→ Aim: Write every line of the material out exactly as shown.

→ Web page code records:
--- START ---

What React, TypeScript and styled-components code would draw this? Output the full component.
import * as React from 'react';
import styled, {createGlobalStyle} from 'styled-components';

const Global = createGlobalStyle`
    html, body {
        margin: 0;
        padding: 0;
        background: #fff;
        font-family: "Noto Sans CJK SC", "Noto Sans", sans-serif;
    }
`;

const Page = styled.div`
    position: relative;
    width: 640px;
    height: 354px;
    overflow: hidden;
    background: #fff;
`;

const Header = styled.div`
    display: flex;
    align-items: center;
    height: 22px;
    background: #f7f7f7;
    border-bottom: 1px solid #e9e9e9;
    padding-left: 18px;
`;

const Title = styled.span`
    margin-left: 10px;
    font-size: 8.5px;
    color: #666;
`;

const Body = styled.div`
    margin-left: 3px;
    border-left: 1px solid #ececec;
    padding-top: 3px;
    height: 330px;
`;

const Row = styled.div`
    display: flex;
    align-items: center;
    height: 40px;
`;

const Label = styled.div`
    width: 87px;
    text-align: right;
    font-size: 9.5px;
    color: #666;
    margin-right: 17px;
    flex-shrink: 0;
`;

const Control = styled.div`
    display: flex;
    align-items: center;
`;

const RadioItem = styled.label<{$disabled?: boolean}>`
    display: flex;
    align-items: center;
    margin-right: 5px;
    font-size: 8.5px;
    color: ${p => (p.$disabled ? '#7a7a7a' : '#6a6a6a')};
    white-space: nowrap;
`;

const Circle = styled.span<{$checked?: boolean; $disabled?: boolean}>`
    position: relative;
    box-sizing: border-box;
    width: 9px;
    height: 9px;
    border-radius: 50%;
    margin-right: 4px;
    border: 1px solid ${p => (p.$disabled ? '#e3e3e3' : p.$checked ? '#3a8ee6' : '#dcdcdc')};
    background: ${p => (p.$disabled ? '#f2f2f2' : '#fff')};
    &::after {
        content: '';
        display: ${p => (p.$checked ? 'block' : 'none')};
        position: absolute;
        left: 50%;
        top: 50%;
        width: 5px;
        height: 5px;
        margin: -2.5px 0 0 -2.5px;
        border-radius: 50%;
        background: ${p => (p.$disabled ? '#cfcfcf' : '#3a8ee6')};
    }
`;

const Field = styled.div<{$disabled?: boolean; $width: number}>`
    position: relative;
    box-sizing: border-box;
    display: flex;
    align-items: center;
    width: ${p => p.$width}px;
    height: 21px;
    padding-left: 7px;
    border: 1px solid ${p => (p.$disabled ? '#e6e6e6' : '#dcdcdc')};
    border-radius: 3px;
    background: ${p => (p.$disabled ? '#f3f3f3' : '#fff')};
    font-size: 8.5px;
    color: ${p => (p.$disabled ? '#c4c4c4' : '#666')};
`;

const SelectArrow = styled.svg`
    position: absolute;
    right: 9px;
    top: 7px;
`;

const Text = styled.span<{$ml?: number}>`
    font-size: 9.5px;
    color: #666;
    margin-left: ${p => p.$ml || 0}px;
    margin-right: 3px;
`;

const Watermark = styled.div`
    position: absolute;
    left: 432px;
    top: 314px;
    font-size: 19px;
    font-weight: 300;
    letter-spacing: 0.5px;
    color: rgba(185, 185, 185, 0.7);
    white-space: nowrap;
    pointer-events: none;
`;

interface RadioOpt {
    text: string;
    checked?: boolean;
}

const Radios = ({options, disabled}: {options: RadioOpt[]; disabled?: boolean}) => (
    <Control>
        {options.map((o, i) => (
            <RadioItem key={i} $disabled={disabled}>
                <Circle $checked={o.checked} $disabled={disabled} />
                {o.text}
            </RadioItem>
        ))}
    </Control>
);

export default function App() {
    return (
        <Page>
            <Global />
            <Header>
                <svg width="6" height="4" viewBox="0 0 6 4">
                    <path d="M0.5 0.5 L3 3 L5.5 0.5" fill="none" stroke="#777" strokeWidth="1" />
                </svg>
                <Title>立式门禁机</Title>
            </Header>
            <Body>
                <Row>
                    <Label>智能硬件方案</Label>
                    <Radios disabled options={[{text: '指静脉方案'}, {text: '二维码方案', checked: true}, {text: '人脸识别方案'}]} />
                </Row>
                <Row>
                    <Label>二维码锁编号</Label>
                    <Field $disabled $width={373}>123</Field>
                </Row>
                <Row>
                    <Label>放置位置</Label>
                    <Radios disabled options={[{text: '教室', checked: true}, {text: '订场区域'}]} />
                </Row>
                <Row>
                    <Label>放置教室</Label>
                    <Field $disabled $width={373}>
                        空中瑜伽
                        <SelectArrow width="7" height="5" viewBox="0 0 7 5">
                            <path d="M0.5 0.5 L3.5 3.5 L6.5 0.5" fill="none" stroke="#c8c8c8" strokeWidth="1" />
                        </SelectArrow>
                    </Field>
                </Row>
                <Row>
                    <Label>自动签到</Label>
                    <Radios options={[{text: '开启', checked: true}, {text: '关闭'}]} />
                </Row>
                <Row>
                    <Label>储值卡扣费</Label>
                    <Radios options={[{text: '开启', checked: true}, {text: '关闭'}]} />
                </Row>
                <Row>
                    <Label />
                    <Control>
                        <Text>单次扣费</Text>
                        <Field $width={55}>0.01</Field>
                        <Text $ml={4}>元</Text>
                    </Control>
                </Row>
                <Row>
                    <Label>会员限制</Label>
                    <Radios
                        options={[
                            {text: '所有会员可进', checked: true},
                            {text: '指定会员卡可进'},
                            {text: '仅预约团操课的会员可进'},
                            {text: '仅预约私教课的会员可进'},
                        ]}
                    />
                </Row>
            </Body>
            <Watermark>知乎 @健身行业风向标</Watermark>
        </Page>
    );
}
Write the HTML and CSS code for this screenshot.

--- END ---

→ The completed task:
What React, TypeScript and styled-components code would draw this? Output the full component.
import * as React from 'react';
import styled, {createGlobalStyle} from 'styled-components';

const Global = createGlobalStyle`
    html, body {
        margin: 0;
        padding: 0;
        background: #fff;
        font-family: "Noto Sans CJK SC", "Noto Sans", sans-serif;
    }
`;

const Page = styled.div`
    position: relative;
    width: 640px;
    height: 354px;
    overflow: hidden;
    background: #fff;
`;

const Header = styled.div`
    display: flex;
    align-items: center;
    height: 22px;
    background: #f7f7f7;
    border-bottom: 1px solid #e9e9e9;
    padding-left: 18px;
`;

const Title = styled.span`
    margin-left: 10px;
    font-size: 8.5px;
    color: #666;
`;

const Body = styled.div`
    margin-left: 3px;
    border-left: 1px solid #ececec;
    padding-top: 3px;
    height: 330px;
`;

const Row = styled.div`
    display: flex;
    align-items: center;
    height: 40px;
`;

const Label = styled.div`
    width: 87px;
    text-align: right;
    font-size: 9.5px;
    color: #666;
    margin-right: 17px;
    flex-shrink: 0;
`;

const Control = styled.div`
    display: flex;
    align-items: center;
`;

const RadioItem = styled.label<{$disabled?: boolean}>`
    display: flex;
    align-items: center;
    margin-right: 5px;
    font-size: 8.5px;
    color: ${p => (p.$disabled ? '#7a7a7a' : '#6a6a6a')};
    white-space: nowrap;
`;

const Circle = styled.span<{$checked?: boolean; $disabled?: boolean}>`
    position: relative;
    box-sizing: border-box;
    width: 9px;
    height: 9px;
    border-radius: 50%;
    margin-right: 4px;
    border: 1px solid ${p => (p.$disabled ? '#e3e3e3' : p.$checked ? '#3a8ee6' : '#dcdcdc')};
    background: ${p => (p.$disabled ? '#f2f2f2' : '#fff')};
    &::after {
        content: '';
        display: ${p => (p.$checked ? 'block' : 'none')};
        position: absolute;
        left: 50%;
        top: 50%;
        width: 5px;
        height: 5px;
        margin: -2.5px 0 0 -2.5px;
        border-radius: 50%;
        background: ${p => (p.$disabled ? '#cfcfcf' : '#3a8ee6')};
    }
`;

const Field = styled.div<{$disabled?: boolean; $width: number}>`
    position: relative;
    box-sizing: border-box;
    display: flex;
    align-items: center;
    width: ${p => p.$width}px;
    height: 21px;
    padding-left: 7px;
    border: 1px solid ${p => (p.$disabled ? '#e6e6e6' : '#dcdcdc')};
    border-radius: 3px;
    background: ${p => (p.$disabled ? '#f3f3f3' : '#fff')};
    font-size: 8.5px;
    color: ${p => (p.$disabled ? '#c4c4c4' : '#666')};
`;

const SelectArrow = styled.svg`
    position: absolute;
    right: 9px;
    top: 7px;
`;

const Text = styled.span<{$ml?: number}>`
    font-size: 9.5px;
    color: #666;
    margin-left: ${p => p.$ml || 0}px;
    margin-right: 3px;
`;

const Watermark = styled.div`
    position: absolute;
    left: 432px;
    top: 314px;
    font-size: 19px;
    font-weight: 300;
    letter-spacing: 0.5px;
    color: rgba(185, 185, 185, 0.7);
    white-space: nowrap;
    pointer-events: none;
`;

interface RadioOpt {
    text: string;
    checked?: boolean;
}

const Radios = ({options, disabled}: {options: RadioOpt[]; disabled?: boolean}) => (
    <Control>
        {options.map((o, i) => (
            <RadioItem key={i} $disabled={disabled}>
                <Circle $checked={o.checked} $disabled={disabled} />
                {o.text}
            </RadioItem>
        ))}
    </Control>
);

export default function App() {
    return (
        <Page>
            <Global />
            <Header>
                <svg width="6" height="4" viewBox="0 0 6 4">
                    <path d="M0.5 0.5 L3 3 L5.5 0.5" fill="none" stroke="#777" strokeWidth="1" />
                </svg>
                <Title>立式门禁机</Title>
            </Header>
            <Body>
                <Row>
                    <Label>智能硬件方案</Label>
                    <Radios disabled options={[{text: '指静脉方案'}, {text: '二维码方案', checked: true}, {text: '人脸识别方案'}]} />
                </Row>
                <Row>
                    <Label>二维码锁编号</Label>
                    <Field $disabled $width={373}>123</Field>
                </Row>
                <Row>
                    <Label>放置位置</Label>
                    <Radios disabled options={[{text: '教室', checked: true}, {text: '订场区域'}]} />
                </Row>
                <Row>
                    <Label>放置教室</Label>
                    <Field $disabled $width={373}>
                        空中瑜伽
                        <SelectArrow width="7" height="5" viewBox="0 0 7 5">
                            <path d="M0.5 0.5 L3.5 3.5 L6.5 0.5" fill="none" stroke="#c8c8c8" strokeWidth="1" />
                        </SelectArrow>
                    </Field>
                </Row>
                <Row>
                    <Label>自动签到</Label>
                    <Radios options={[{text: '开启', checked: true}, {text: '关闭'}]} />
                </Row>
                <Row>
                    <Label>储值卡扣费</Label>
                    <Radios options={[{text: '开启', checked: true}, {text: '关闭'}]} />
                </Row>
                <Row>
                    <Label />
                    <Control>
                        <Text>单次扣费</Text>
                        <Field $width={55}>0.01</Field>
                        <Text $ml={4}>元</Text>
                    </Control>
                </Row>
                <Row>
                    <Label>会员限制</Label>
                    <Radios
                        options={[
                            {text: '所有会员可进', checked: true},
                            {text: '指定会员卡可进'},
                            {text: '仅预约团操课的会员可进'},
                            {text: '仅预约私教课的会员可进'},
                        ]}
                    />
                </Row>
            </Body>
            <Watermark>知乎 @健身行业风向标</Watermark>
        </Page>
    );
}
Write the HTML and CSS code for this screenshot.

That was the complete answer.